**Task goal**
Leave out the pictures and copy everything else below exactly.

**Raw data**
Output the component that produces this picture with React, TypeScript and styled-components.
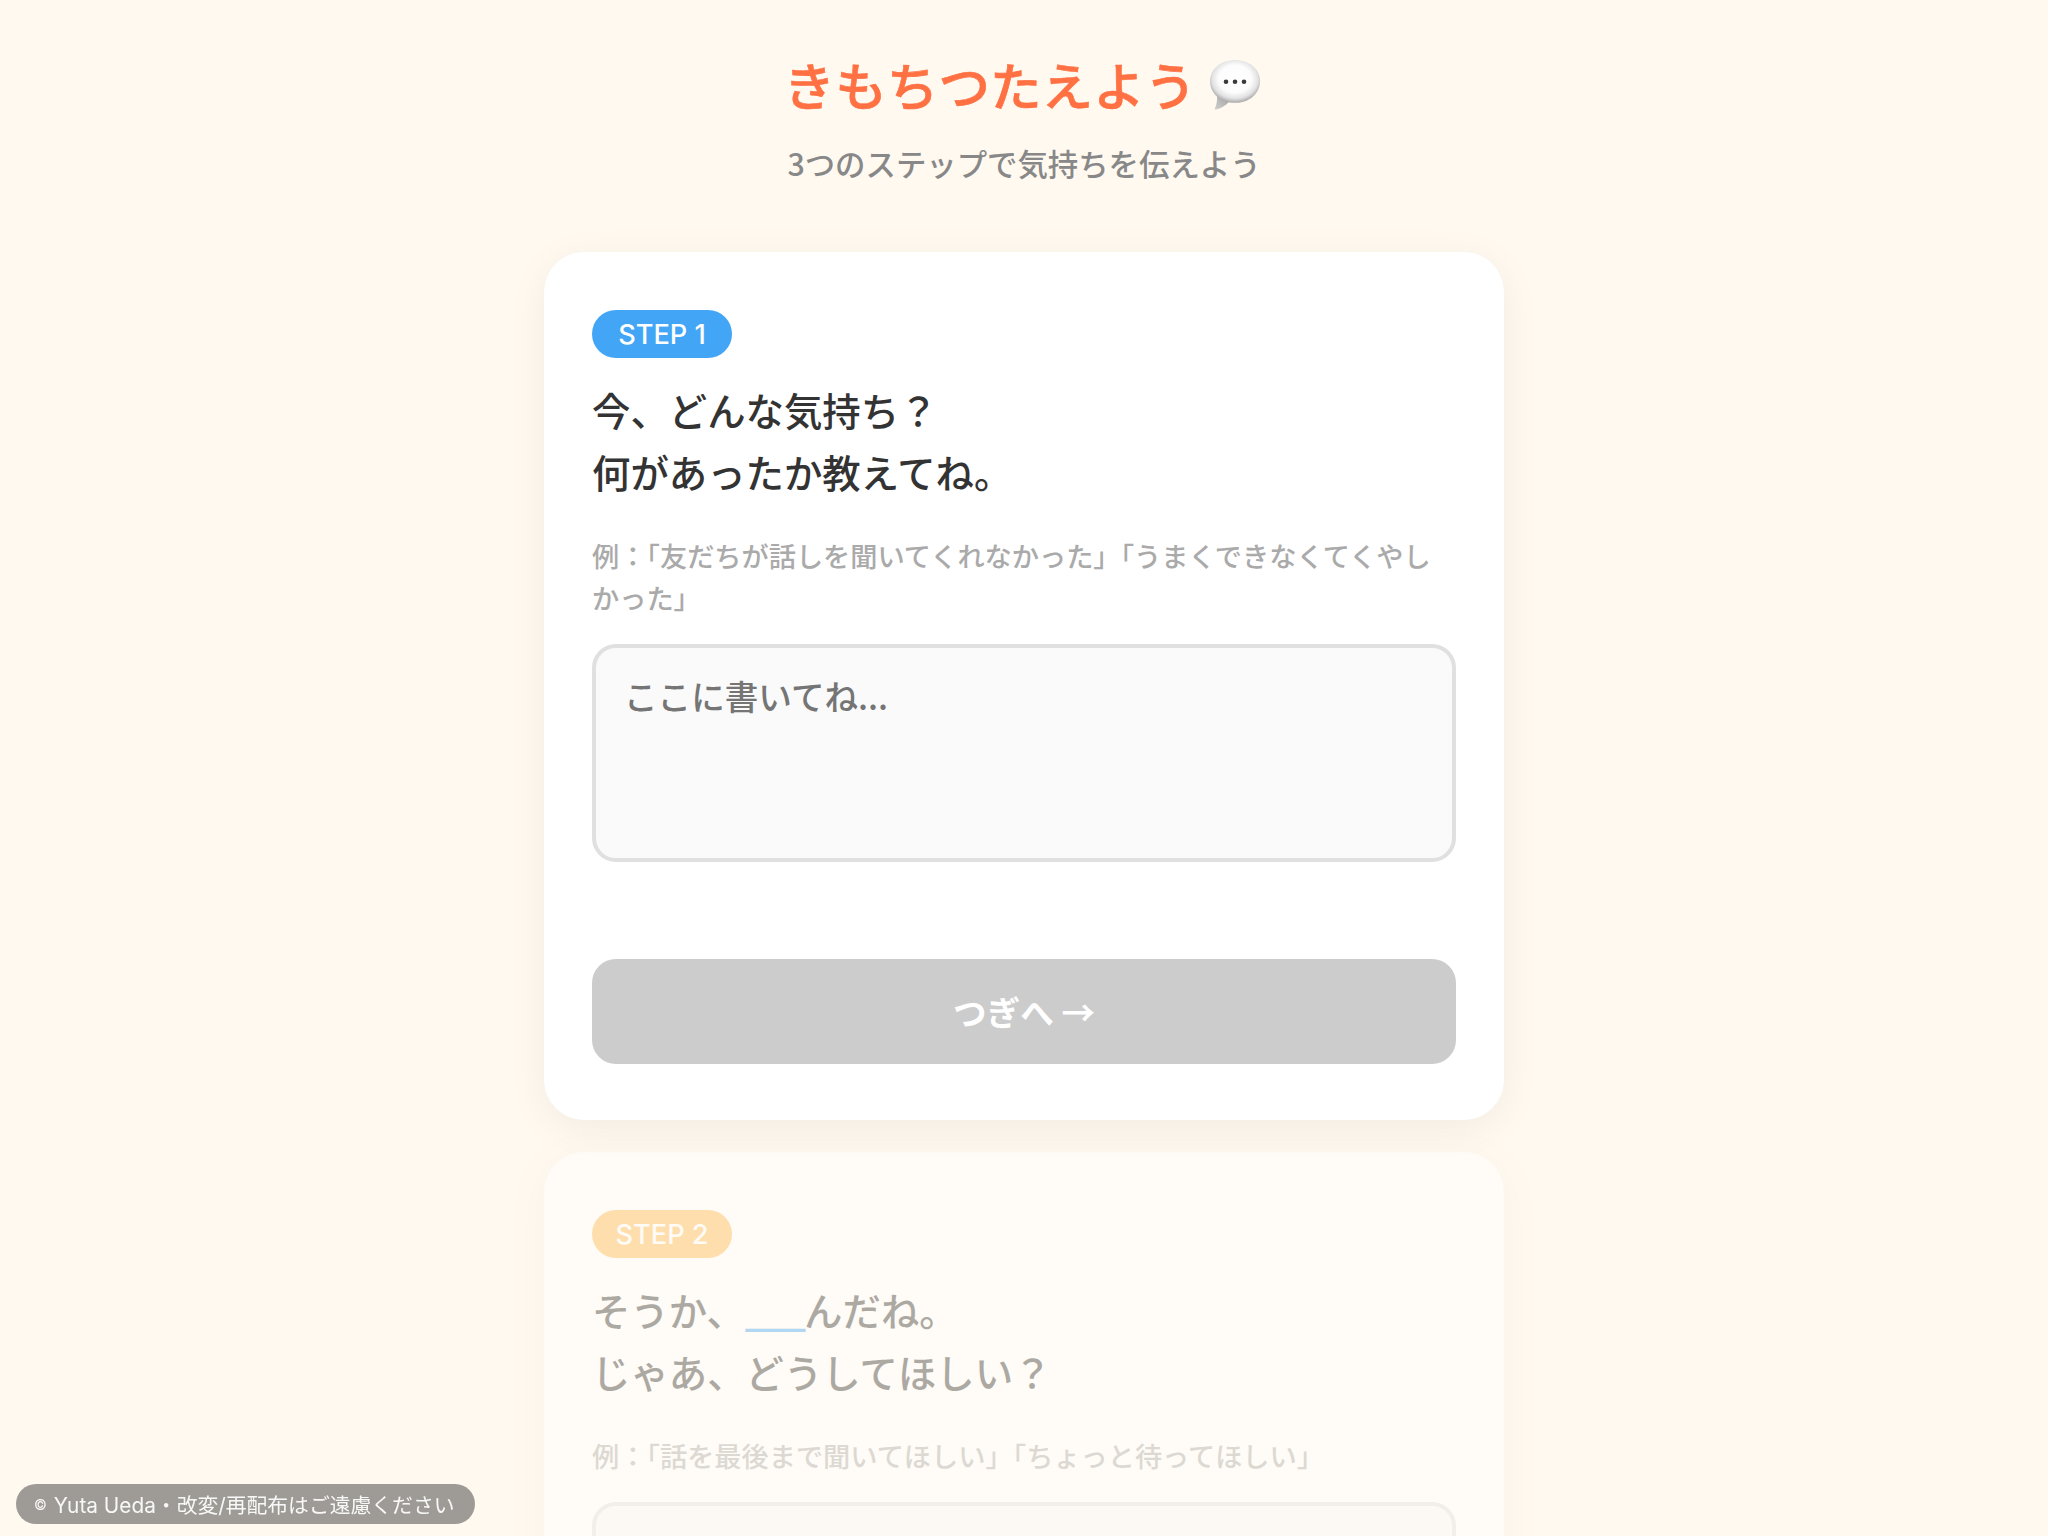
import React from 'react';
import styled, { createGlobalStyle } from 'styled-components';

const GlobalStyle = createGlobalStyle`
  * {
    box-sizing: border-box;
  }
  html,
  body {
    margin: 0;
    height: 100%;
    overflow: hidden;
    background-color: #fff9f0;
    font-family: 'Noto Sans CJK JP', 'Noto Sans', sans-serif;
  }
`;

function BubbleEmoji() {
  return (
    <StEmoji viewBox="0 0 50 50" aria-hidden="true">
      <defs>
        <radialGradient id="bubbleFill" cx="50%" cy="44%" r="56%">
          <stop offset="0%" stopColor="#ffffff" />
          <stop offset="58%" stopColor="#fcfcfc" />
          <stop offset="82%" stopColor="#e2e2e2" />
          <stop offset="100%" stopColor="#a9a9a9" />
        </radialGradient>
        <linearGradient id="tailFill" x1="0" y1="1" x2="1" y2="0">
          <stop offset="0%" stopColor="#d0d0d0" />
          <stop offset="100%" stopColor="#9c9c9c" />
        </linearGradient>
      </defs>
      <path d="M7 34L20 41C15.5 45.5 10.5 48.8 6 49.6C4.8 49.8 4.4 49 5 48C6.8 44.6 7.4 39.5 7 34Z" fill="url(#tailFill)" />
      <path
        d="M25 0C39 0 50 8.8 50 21.2C50 33.8 39 42.8 25 42.8C11 42.8 0 33.8 0 21.2C0 8.8 11 0 25 0Z"
        fill="url(#bubbleFill)"
      />
      <circle cx="16" cy="21.7" r="2.3" fill="#3a3a3a" />
      <circle cx="25" cy="21.7" r="2.3" fill="#3a3a3a" />
      <circle cx="34" cy="21.7" r="2.3" fill="#3a3a3a" />
    </StEmoji>
  );
}

export default function App() {
  return (
    <StPage>
      <GlobalStyle />
      <StHeader>
        <StTitle>
          きもちつたえよう
          <BubbleEmoji />
        </StTitle>
        <StSubtitle>3つのステップで気持ちを伝えよう</StSubtitle>
      </StHeader>

      <StSteps>
        <StCard>
          <StBadge $color="#42a5f5">STEP 1</StBadge>
          <StQuestion>
            今、どんな気持ち？
            <br />
            何があったか教えてね。
          </StQuestion>
          <StHint>例：「友だちが話しを聞いてくれなかった」「うまくできなくてくやしかった」</StHint>
          <StTextarea placeholder="ここに書いてね..." />
          <StNextButton disabled>つぎへ →</StNextButton>
        </StCard>

        <StCard $dimmed>
          <StBadge $color="#ffb74d">STEP 2</StBadge>
          <StQuestion>
            そうか、<StBlank>___</StBlank>んだね。
            <br />
            じゃあ、どうしてほしい？
          </StQuestion>
          <StHint>例：「話を最後まで聞いてほしい」「ちょっと待ってほしい」</StHint>
          <StTextarea placeholder="ここに書いてね..." disabled />
        </StCard>
      </StSteps>

      <StCredit>
        <StCopyMark>©</StCopyMark>Yuta Ueda・改変/再配布はご遠慮ください
      </StCredit>
    </StPage>
  );
}

const StPage = styled.div`
  display: flex;
  flex-direction: column;
  align-items: center;
  height: 100vh;
  padding-top: 46px;
  overflow: hidden;
`;

const StHeader = styled.header`
  display: flex;
  flex-direction: column;
  align-items: center;
  margin-bottom: 66px;
`;

const StTitle = styled.h1`
  display: flex;
  align-items: center;
  gap: 14px;
  margin: 0 4px 18px 0;
  font-size: 51.6px;
  font-weight: 500;
  line-height: 1.49;
  color: #ff7043;
  -webkit-text-stroke: 0.6px #ff7043;
`;

const StEmoji = styled.svg`
  width: 50px;
  height: 50px;
  margin-top: 2px;
  flex-shrink: 0;
`;

const StSubtitle = styled.p`
  margin: 0;
  font-size: 30.4px;
  font-weight: 500;
  line-height: 1.5;
  color: #888888;
`;

const StSteps = styled.main`
  display: flex;
  flex-direction: column;
  gap: 32px;
  width: 960px;
`;

const StCard = styled.section<{ $dimmed?: boolean }>`
  display: flex;
  flex-direction: column;
  align-items: flex-start;
  padding: 58px 48px 56px;
  background-color: #ffffff;
  border-radius: 40px;
  box-shadow: 0 8px 40px rgba(0, 0, 0, 0.06);
  opacity: ${(p) => (p.$dimmed ? 0.4 : 1)};
`;

const StBadge = styled.span<{ $color: string }>`
  display: inline-flex;
  align-items: center;
  justify-content: center;
  width: 140px;
  height: 48px;
  margin-bottom: 21px;
  border-radius: 24px;
  background-color: ${(p) => p.$color};
  font-family: Inter, 'Noto Sans CJK JP', sans-serif;
  font-size: 27.2px;
  font-weight: 500;
  color: #ffffff;
`;

const StQuestion = styled.h2`
  margin: 0 0 33px;
  font-size: 38.4px;
  font-weight: 500;
  line-height: 1.6;
  color: #333333;
`;

const StBlank = styled.span`
  font-weight: 700;
  letter-spacing: -2px;
  color: #42a5f5;
`;

const StHint = styled.p`
  margin: 0 0 25px;
  width: 100%;
  font-size: 27.2px;
  font-weight: 500;
  line-height: 1.54;
  color: #aaaaaa;
`;

const StTextarea = styled.textarea`
  display: block;
  width: 100%;
  height: 218px;
  padding: 24px 28px;
  border: 4px solid #e0e0e0;
  border-radius: 24px;
  background-color: #fafafa;
  font-family: inherit;
  font-size: 33.6px;
  font-weight: 500;
  line-height: 1.4;
  resize: none;
  outline: none;
`;

const StNextButton = styled.button`
  width: 100%;
  height: 105px;
  margin-top: 97px;
  border: none;
  border-radius: 24px;
  background-color: #cccccc;
  font-family: inherit;
  font-size: 33.6px;
  font-weight: 700;
  color: #ffffff;
`;

const StCredit = styled.div`
  position: fixed;
  left: 16px;
  bottom: 12px;
  display: flex;
  align-items: center;
  height: 40px;
  padding: 0 21px 0 18px;
  border-radius: 20px;
  background-color: rgba(0, 0, 0, 0.38);
  font-family: Inter, 'Noto Sans CJK JP', sans-serif;
  font-size: 20.8px;
  color: rgba(255, 255, 255, 0.92);
  white-space: nowrap;
`;

const StCopyMark = styled.span`
  margin-right: 7px;
  font-size: 14px;
`;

**Reply to the exercise**
Output the component that produces this picture with React, TypeScript and styled-components.
import React from 'react';
import styled, { createGlobalStyle } from 'styled-components';

const GlobalStyle = createGlobalStyle`
  * {
    box-sizing: border-box;
  }
  html,
  body {
    margin: 0;
    height: 100%;
    overflow: hidden;
    background-color: #fff9f0;
    font-family: 'Noto Sans CJK JP', 'Noto Sans', sans-serif;
  }
`;

function BubbleEmoji() {
  return (
    <StEmoji viewBox="0 0 50 50" aria-hidden="true">
      <defs>
        <radialGradient id="bubbleFill" cx="50%" cy="44%" r="56%">
          <stop offset="0%" stopColor="#ffffff" />
          <stop offset="58%" stopColor="#fcfcfc" />
          <stop offset="82%" stopColor="#e2e2e2" />
          <stop offset="100%" stopColor="#a9a9a9" />
        </radialGradient>
        <linearGradient id="tailFill" x1="0" y1="1" x2="1" y2="0">
          <stop offset="0%" stopColor="#d0d0d0" />
          <stop offset="100%" stopColor="#9c9c9c" />
        </linearGradient>
      </defs>
      <path d="M7 34L20 41C15.5 45.5 10.5 48.8 6 49.6C4.8 49.8 4.4 49 5 48C6.8 44.6 7.4 39.5 7 34Z" fill="url(#tailFill)" />
      <path
        d="M25 0C39 0 50 8.8 50 21.2C50 33.8 39 42.8 25 42.8C11 42.8 0 33.8 0 21.2C0 8.8 11 0 25 0Z"
        fill="url(#bubbleFill)"
      />
      <circle cx="16" cy="21.7" r="2.3" fill="#3a3a3a" />
      <circle cx="25" cy="21.7" r="2.3" fill="#3a3a3a" />
      <circle cx="34" cy="21.7" r="2.3" fill="#3a3a3a" />
    </StEmoji>
  );
}

export default function App() {
  return (
    <StPage>
      <GlobalStyle />
      <StHeader>
        <StTitle>
          きもちつたえよう
          <BubbleEmoji />
        </StTitle>
        <StSubtitle>3つのステップで気持ちを伝えよう</StSubtitle>
      </StHeader>

      <StSteps>
        <StCard>
          <StBadge $color="#42a5f5">STEP 1</StBadge>
          <StQuestion>
            今、どんな気持ち？
            <br />
            何があったか教えてね。
          </StQuestion>
          <StHint>例：「友だちが話しを聞いてくれなかった」「うまくできなくてくやしかった」</StHint>
          <StTextarea placeholder="ここに書いてね..." />
          <StNextButton disabled>つぎへ →</StNextButton>
        </StCard>

        <StCard $dimmed>
          <StBadge $color="#ffb74d">STEP 2</StBadge>
          <StQuestion>
            そうか、<StBlank>___</StBlank>んだね。
            <br />
            じゃあ、どうしてほしい？
          </StQuestion>
          <StHint>例：「話を最後まで聞いてほしい」「ちょっと待ってほしい」</StHint>
          <StTextarea placeholder="ここに書いてね..." disabled />
        </StCard>
      </StSteps>

      <StCredit>
        <StCopyMark>©</StCopyMark>Yuta Ueda・改変/再配布はご遠慮ください
      </StCredit>
    </StPage>
  );
}

const StPage = styled.div`
  display: flex;
  flex-direction: column;
  align-items: center;
  height: 100vh;
  padding-top: 46px;
  overflow: hidden;
`;

const StHeader = styled.header`
  display: flex;
  flex-direction: column;
  align-items: center;
  margin-bottom: 66px;
`;

const StTitle = styled.h1`
  display: flex;
  align-items: center;
  gap: 14px;
  margin: 0 4px 18px 0;
  font-size: 51.6px;
  font-weight: 500;
  line-height: 1.49;
  color: #ff7043;
  -webkit-text-stroke: 0.6px #ff7043;
`;

const StEmoji = styled.svg`
  width: 50px;
  height: 50px;
  margin-top: 2px;
  flex-shrink: 0;
`;

const StSubtitle = styled.p`
  margin: 0;
  font-size: 30.4px;
  font-weight: 500;
  line-height: 1.5;
  color: #888888;
`;

const StSteps = styled.main`
  display: flex;
  flex-direction: column;
  gap: 32px;
  width: 960px;
`;

const StCard = styled.section<{ $dimmed?: boolean }>`
  display: flex;
  flex-direction: column;
  align-items: flex-start;
  padding: 58px 48px 56px;
  background-color: #ffffff;
  border-radius: 40px;
  box-shadow: 0 8px 40px rgba(0, 0, 0, 0.06);
  opacity: ${(p) => (p.$dimmed ? 0.4 : 1)};
`;

const StBadge = styled.span<{ $color: string }>`
  display: inline-flex;
  align-items: center;
  justify-content: center;
  width: 140px;
  height: 48px;
  margin-bottom: 21px;
  border-radius: 24px;
  background-color: ${(p) => p.$color};
  font-family: Inter, 'Noto Sans CJK JP', sans-serif;
  font-size: 27.2px;
  font-weight: 500;
  color: #ffffff;
`;

const StQuestion = styled.h2`
  margin: 0 0 33px;
  font-size: 38.4px;
  font-weight: 500;
  line-height: 1.6;
  color: #333333;
`;

const StBlank = styled.span`
  font-weight: 700;
  letter-spacing: -2px;
  color: #42a5f5;
`;

const StHint = styled.p`
  margin: 0 0 25px;
  width: 100%;
  font-size: 27.2px;
  font-weight: 500;
  line-height: 1.54;
  color: #aaaaaa;
`;

const StTextarea = styled.textarea`
  display: block;
  width: 100%;
  height: 218px;
  padding: 24px 28px;
  border: 4px solid #e0e0e0;
  border-radius: 24px;
  background-color: #fafafa;
  font-family: inherit;
  font-size: 33.6px;
  font-weight: 500;
  line-height: 1.4;
  resize: none;
  outline: none;
`;

const StNextButton = styled.button`
  width: 100%;
  height: 105px;
  margin-top: 97px;
  border: none;
  border-radius: 24px;
  background-color: #cccccc;
  font-family: inherit;
  font-size: 33.6px;
  font-weight: 700;
  color: #ffffff;
`;

const StCredit = styled.div`
  position: fixed;
  left: 16px;
  bottom: 12px;
  display: flex;
  align-items: center;
  height: 40px;
  padding: 0 21px 0 18px;
  border-radius: 20px;
  background-color: rgba(0, 0, 0, 0.38);
  font-family: Inter, 'Noto Sans CJK JP', sans-serif;
  font-size: 20.8px;
  color: rgba(255, 255, 255, 0.92);
  white-space: nowrap;
`;

const StCopyMark = styled.span`
  margin-right: 7px;
  font-size: 14px;
`;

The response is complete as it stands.